> _SET PROBLEM_
Of the lines below, how many hold the string "produces"? Give only the number.

> _DATASET ROWS_
========================
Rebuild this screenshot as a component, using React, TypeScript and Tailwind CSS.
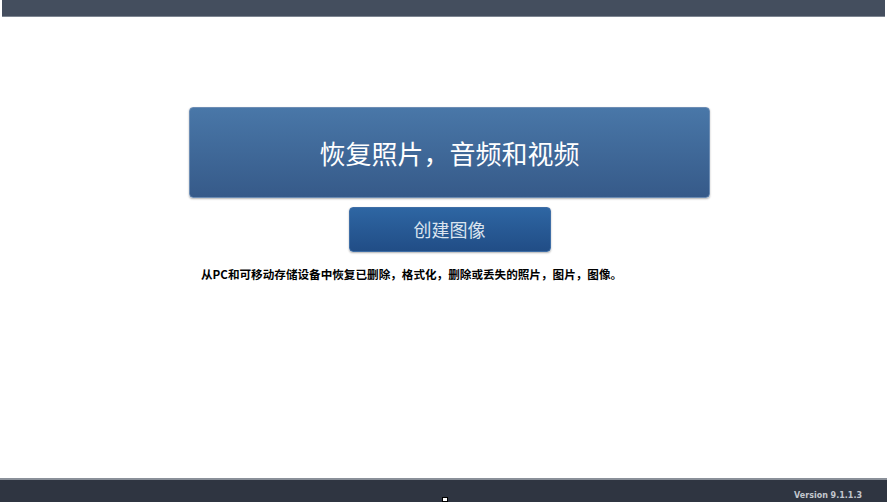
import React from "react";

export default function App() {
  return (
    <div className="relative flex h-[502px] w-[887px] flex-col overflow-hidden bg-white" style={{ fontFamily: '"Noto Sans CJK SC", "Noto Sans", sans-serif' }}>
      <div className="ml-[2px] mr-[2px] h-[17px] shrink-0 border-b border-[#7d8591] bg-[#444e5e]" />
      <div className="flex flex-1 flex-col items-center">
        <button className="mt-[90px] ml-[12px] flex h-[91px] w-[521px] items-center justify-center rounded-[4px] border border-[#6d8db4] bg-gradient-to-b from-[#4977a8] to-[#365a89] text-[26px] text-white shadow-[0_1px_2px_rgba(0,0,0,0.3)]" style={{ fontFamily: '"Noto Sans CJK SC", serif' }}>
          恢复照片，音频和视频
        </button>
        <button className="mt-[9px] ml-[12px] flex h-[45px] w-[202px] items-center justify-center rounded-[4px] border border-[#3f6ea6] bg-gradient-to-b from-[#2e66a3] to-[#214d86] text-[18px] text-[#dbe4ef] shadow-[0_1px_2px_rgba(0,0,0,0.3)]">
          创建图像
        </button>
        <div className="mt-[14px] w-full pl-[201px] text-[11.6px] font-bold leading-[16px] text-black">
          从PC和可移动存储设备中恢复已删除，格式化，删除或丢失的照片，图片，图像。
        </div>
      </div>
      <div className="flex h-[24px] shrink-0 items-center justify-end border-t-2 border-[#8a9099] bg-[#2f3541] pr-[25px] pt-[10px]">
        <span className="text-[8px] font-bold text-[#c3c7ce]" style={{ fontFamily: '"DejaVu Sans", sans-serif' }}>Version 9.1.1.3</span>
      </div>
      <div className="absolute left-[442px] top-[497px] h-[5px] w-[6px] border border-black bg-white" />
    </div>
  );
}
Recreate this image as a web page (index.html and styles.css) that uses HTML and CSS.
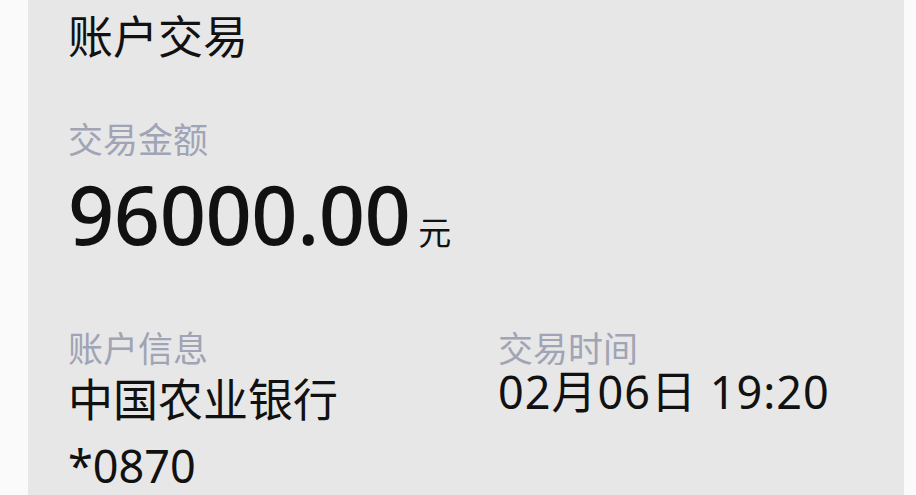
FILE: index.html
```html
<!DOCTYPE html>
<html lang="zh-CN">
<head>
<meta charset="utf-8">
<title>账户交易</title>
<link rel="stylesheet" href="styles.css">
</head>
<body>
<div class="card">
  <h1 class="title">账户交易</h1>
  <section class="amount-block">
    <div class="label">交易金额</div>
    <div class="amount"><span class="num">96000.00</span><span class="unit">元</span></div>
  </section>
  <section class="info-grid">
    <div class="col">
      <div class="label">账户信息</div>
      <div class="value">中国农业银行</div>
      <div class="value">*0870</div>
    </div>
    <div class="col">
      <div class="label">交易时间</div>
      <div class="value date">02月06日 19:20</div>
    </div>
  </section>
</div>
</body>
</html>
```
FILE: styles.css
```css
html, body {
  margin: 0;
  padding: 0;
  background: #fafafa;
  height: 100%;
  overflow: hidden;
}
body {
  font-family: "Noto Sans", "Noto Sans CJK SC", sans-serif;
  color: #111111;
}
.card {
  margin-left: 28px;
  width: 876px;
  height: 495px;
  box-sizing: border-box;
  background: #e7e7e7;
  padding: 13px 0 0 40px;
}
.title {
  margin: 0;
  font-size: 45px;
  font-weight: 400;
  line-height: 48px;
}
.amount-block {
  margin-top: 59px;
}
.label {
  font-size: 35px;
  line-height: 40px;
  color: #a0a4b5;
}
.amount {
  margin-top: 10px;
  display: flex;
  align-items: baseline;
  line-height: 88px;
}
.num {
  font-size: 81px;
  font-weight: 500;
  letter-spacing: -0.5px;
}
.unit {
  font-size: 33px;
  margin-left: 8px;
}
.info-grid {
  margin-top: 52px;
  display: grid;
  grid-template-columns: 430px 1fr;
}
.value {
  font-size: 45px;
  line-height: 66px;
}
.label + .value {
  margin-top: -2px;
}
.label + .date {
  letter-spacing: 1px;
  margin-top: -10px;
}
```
========================
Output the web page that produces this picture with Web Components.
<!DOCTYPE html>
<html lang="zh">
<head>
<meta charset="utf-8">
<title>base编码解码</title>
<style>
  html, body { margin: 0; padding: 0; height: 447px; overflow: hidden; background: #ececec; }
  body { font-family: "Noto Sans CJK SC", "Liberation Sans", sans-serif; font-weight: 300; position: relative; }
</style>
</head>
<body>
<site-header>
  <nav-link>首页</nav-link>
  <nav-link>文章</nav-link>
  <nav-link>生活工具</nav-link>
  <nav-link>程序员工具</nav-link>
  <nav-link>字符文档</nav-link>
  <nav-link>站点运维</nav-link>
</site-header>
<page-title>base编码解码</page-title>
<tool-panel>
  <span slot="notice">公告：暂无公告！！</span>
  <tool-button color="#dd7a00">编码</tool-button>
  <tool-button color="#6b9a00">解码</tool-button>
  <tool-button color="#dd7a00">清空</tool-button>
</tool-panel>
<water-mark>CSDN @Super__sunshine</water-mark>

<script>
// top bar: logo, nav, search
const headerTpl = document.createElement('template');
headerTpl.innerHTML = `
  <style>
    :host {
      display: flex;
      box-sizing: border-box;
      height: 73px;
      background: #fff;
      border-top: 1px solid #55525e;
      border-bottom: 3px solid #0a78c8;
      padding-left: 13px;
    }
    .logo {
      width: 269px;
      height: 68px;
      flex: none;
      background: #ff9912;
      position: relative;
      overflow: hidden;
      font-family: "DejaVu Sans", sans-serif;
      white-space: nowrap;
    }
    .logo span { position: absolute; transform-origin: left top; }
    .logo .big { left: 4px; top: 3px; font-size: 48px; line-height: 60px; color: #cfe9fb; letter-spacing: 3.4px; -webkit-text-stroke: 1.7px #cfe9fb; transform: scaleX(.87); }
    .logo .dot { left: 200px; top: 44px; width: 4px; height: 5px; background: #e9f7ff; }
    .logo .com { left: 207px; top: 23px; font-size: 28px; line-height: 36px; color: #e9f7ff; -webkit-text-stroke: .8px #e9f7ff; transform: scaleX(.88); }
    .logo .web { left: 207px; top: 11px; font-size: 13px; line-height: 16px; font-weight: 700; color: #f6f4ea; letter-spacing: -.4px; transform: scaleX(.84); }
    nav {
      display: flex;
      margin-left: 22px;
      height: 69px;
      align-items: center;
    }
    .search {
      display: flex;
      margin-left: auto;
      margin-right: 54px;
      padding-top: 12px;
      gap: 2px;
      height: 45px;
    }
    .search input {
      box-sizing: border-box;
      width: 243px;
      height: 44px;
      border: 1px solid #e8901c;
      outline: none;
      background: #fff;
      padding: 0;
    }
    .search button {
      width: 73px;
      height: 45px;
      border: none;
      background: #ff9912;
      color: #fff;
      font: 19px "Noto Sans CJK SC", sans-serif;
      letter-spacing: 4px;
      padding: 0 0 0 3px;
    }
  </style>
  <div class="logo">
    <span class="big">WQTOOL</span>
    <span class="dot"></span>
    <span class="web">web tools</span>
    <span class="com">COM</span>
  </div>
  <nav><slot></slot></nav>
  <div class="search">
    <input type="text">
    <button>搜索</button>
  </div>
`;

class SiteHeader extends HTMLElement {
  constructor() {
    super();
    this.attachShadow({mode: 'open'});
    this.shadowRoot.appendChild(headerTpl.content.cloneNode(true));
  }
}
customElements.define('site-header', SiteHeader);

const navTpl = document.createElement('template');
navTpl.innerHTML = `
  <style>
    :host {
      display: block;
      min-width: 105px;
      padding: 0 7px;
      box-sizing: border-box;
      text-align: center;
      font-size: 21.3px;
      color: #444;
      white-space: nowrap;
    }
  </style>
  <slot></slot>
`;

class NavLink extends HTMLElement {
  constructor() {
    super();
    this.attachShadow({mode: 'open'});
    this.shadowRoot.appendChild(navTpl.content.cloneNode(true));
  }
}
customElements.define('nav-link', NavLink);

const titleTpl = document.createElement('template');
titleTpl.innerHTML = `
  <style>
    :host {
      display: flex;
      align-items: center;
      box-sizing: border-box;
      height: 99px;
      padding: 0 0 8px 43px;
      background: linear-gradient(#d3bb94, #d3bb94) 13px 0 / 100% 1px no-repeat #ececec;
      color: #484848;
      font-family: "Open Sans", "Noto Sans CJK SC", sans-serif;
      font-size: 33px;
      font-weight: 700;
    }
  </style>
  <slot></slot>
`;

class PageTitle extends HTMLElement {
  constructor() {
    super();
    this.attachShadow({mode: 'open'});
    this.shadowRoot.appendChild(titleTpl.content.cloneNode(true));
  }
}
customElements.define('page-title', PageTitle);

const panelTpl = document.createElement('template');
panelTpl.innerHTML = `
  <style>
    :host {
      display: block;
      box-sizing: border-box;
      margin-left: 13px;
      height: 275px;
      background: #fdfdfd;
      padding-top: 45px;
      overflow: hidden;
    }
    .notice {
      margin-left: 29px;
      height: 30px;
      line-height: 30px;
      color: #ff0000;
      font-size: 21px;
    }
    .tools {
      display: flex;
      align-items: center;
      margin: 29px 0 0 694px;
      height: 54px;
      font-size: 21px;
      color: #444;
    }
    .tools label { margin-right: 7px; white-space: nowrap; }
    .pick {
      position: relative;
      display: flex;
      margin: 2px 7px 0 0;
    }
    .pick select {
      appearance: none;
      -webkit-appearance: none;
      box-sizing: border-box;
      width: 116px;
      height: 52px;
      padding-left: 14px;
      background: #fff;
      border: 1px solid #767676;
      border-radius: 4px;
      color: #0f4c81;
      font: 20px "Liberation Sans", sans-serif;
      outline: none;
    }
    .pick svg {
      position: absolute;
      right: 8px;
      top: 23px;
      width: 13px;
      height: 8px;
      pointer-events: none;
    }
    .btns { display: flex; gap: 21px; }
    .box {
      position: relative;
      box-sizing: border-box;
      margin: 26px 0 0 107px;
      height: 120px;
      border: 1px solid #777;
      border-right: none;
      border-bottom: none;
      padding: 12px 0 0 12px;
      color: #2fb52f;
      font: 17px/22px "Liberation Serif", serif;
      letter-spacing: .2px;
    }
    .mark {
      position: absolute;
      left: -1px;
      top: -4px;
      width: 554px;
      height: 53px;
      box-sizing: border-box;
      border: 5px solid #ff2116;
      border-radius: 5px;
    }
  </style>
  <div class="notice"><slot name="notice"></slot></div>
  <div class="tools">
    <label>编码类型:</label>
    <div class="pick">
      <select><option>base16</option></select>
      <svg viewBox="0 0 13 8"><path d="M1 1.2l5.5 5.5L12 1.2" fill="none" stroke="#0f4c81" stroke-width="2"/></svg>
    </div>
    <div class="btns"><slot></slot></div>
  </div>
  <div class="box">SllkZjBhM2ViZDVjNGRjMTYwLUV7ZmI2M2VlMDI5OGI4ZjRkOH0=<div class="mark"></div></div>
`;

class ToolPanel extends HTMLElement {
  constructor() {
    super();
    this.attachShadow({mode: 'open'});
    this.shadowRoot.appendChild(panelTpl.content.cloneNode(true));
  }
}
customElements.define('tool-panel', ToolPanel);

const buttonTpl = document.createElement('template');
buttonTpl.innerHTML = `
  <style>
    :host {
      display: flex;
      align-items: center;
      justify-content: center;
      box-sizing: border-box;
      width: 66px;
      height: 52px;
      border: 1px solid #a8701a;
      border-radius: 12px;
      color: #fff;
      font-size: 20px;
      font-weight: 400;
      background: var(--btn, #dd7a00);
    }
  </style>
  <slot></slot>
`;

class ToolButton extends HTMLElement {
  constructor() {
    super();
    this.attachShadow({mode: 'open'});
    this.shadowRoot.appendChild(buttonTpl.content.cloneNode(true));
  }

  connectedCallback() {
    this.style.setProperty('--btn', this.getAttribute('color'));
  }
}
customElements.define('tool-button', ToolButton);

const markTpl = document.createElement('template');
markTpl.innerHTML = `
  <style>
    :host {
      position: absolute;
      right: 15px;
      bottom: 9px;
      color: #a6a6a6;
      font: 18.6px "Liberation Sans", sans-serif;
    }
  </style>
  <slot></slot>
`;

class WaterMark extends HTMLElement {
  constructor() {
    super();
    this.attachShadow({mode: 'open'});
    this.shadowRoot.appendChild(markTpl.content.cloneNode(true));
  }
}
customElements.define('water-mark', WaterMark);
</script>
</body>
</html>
========================
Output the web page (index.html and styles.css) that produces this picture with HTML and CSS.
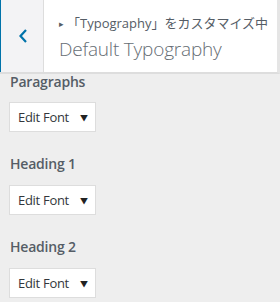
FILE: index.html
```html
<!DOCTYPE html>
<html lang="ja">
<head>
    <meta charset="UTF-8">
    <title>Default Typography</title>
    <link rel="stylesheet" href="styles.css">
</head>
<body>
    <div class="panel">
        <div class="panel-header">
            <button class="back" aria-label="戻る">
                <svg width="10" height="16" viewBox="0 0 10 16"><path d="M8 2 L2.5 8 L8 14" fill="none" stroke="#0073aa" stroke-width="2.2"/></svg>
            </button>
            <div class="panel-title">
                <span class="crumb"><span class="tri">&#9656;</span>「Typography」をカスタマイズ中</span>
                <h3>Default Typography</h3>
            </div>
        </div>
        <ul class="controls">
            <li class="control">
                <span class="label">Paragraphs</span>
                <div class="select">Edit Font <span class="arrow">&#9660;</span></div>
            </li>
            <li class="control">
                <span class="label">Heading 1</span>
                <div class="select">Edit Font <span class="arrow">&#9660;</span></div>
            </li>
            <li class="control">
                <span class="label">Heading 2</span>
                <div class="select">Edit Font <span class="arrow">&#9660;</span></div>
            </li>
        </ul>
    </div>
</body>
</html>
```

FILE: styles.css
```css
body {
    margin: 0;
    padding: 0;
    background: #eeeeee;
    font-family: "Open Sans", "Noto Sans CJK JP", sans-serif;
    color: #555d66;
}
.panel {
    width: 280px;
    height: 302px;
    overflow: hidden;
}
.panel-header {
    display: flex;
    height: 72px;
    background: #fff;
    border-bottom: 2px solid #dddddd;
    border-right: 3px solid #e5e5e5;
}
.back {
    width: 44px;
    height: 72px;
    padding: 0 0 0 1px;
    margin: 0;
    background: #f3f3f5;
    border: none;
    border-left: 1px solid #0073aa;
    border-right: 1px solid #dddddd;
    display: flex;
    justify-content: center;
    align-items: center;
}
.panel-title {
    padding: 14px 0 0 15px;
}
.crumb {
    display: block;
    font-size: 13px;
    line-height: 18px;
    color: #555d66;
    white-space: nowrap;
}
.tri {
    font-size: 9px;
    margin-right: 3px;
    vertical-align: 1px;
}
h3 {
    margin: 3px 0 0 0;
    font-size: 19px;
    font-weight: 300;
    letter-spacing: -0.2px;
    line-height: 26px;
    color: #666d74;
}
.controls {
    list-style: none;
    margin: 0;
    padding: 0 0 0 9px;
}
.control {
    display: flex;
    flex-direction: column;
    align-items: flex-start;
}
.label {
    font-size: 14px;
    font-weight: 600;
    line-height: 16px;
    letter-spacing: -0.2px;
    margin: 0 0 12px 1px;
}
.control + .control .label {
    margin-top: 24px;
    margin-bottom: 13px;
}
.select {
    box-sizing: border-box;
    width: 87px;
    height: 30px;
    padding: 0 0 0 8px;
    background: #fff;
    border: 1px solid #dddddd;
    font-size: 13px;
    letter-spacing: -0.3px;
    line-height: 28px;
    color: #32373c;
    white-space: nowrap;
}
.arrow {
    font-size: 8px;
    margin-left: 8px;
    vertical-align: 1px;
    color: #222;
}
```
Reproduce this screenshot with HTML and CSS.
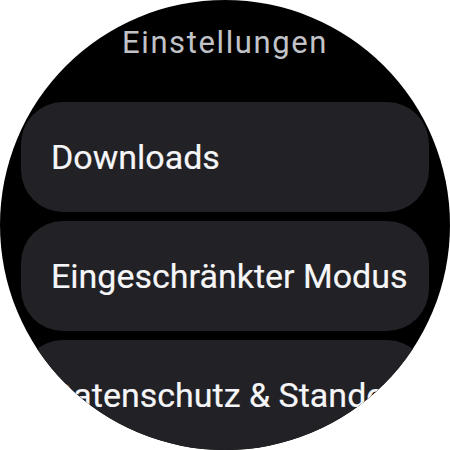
========================
> _TASK OUTPUT_
2